## Given information

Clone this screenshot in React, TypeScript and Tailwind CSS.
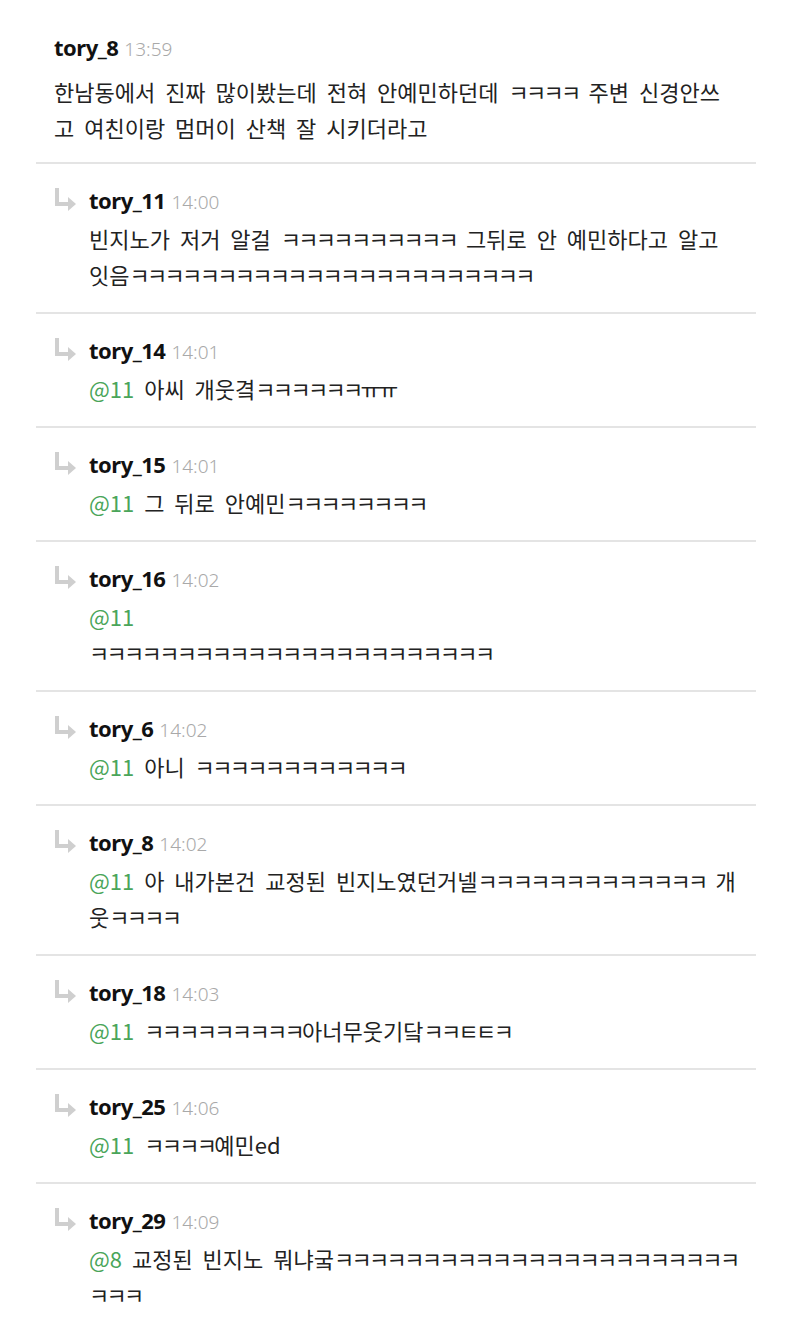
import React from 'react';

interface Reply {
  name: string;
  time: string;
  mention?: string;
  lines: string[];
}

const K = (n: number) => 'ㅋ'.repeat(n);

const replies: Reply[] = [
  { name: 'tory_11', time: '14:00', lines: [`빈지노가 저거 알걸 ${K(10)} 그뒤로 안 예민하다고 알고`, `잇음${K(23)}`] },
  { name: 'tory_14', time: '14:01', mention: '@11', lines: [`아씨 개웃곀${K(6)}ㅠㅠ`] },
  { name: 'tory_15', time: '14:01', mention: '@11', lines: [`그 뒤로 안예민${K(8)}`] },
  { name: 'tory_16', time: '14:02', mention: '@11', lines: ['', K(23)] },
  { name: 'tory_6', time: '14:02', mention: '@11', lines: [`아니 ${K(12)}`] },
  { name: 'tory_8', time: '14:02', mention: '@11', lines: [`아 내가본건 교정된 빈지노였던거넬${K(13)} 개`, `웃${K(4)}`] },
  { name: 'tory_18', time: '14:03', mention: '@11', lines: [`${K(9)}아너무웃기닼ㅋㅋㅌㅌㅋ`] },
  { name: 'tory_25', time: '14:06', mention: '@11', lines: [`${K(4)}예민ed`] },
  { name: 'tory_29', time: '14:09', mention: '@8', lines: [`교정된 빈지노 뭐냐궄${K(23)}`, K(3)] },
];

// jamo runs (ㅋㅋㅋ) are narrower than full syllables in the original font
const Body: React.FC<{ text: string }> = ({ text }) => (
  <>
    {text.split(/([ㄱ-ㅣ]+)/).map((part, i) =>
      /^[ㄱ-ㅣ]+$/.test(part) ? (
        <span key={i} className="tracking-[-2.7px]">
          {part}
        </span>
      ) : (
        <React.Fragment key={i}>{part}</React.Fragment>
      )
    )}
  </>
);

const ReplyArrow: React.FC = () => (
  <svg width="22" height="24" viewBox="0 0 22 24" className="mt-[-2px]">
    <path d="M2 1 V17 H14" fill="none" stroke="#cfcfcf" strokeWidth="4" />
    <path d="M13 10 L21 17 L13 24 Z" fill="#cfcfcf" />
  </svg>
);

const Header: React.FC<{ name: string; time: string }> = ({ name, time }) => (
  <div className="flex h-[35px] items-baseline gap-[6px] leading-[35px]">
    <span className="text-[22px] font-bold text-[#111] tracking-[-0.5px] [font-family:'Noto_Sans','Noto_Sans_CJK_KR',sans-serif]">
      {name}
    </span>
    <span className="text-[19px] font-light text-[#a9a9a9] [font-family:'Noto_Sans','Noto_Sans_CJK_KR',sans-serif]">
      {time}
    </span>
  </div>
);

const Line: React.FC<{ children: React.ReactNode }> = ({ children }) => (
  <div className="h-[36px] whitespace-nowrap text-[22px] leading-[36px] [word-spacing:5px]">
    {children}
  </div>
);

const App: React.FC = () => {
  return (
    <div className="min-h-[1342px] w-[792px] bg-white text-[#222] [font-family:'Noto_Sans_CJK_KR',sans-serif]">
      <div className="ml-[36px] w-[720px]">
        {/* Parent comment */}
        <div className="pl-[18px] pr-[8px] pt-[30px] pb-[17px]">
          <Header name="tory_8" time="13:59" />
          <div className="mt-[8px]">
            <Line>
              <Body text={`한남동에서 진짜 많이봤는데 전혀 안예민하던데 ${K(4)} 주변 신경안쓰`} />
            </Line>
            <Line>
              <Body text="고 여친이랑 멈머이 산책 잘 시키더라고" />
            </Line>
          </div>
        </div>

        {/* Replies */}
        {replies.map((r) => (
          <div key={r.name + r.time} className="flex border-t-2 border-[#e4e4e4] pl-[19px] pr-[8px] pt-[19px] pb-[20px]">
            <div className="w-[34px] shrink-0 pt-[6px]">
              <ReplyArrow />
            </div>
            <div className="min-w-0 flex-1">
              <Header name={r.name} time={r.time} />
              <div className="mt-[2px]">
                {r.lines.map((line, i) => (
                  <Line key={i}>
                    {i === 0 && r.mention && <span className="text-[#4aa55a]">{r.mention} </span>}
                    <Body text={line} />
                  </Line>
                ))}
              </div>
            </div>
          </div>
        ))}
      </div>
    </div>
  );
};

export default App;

## Exercise brief
Without the pictures, please reproduce each line of the listing above exactly, from the first one through the line bearing "const K = (n: number) => 'ㅋ'.repeat(n);".

## Response
Clone this screenshot in React, TypeScript and Tailwind CSS.
import React from 'react';

interface Reply {
  name: string;
  time: string;
  mention?: string;
  lines: string[];
}

const K = (n: number) => 'ㅋ'.repeat(n);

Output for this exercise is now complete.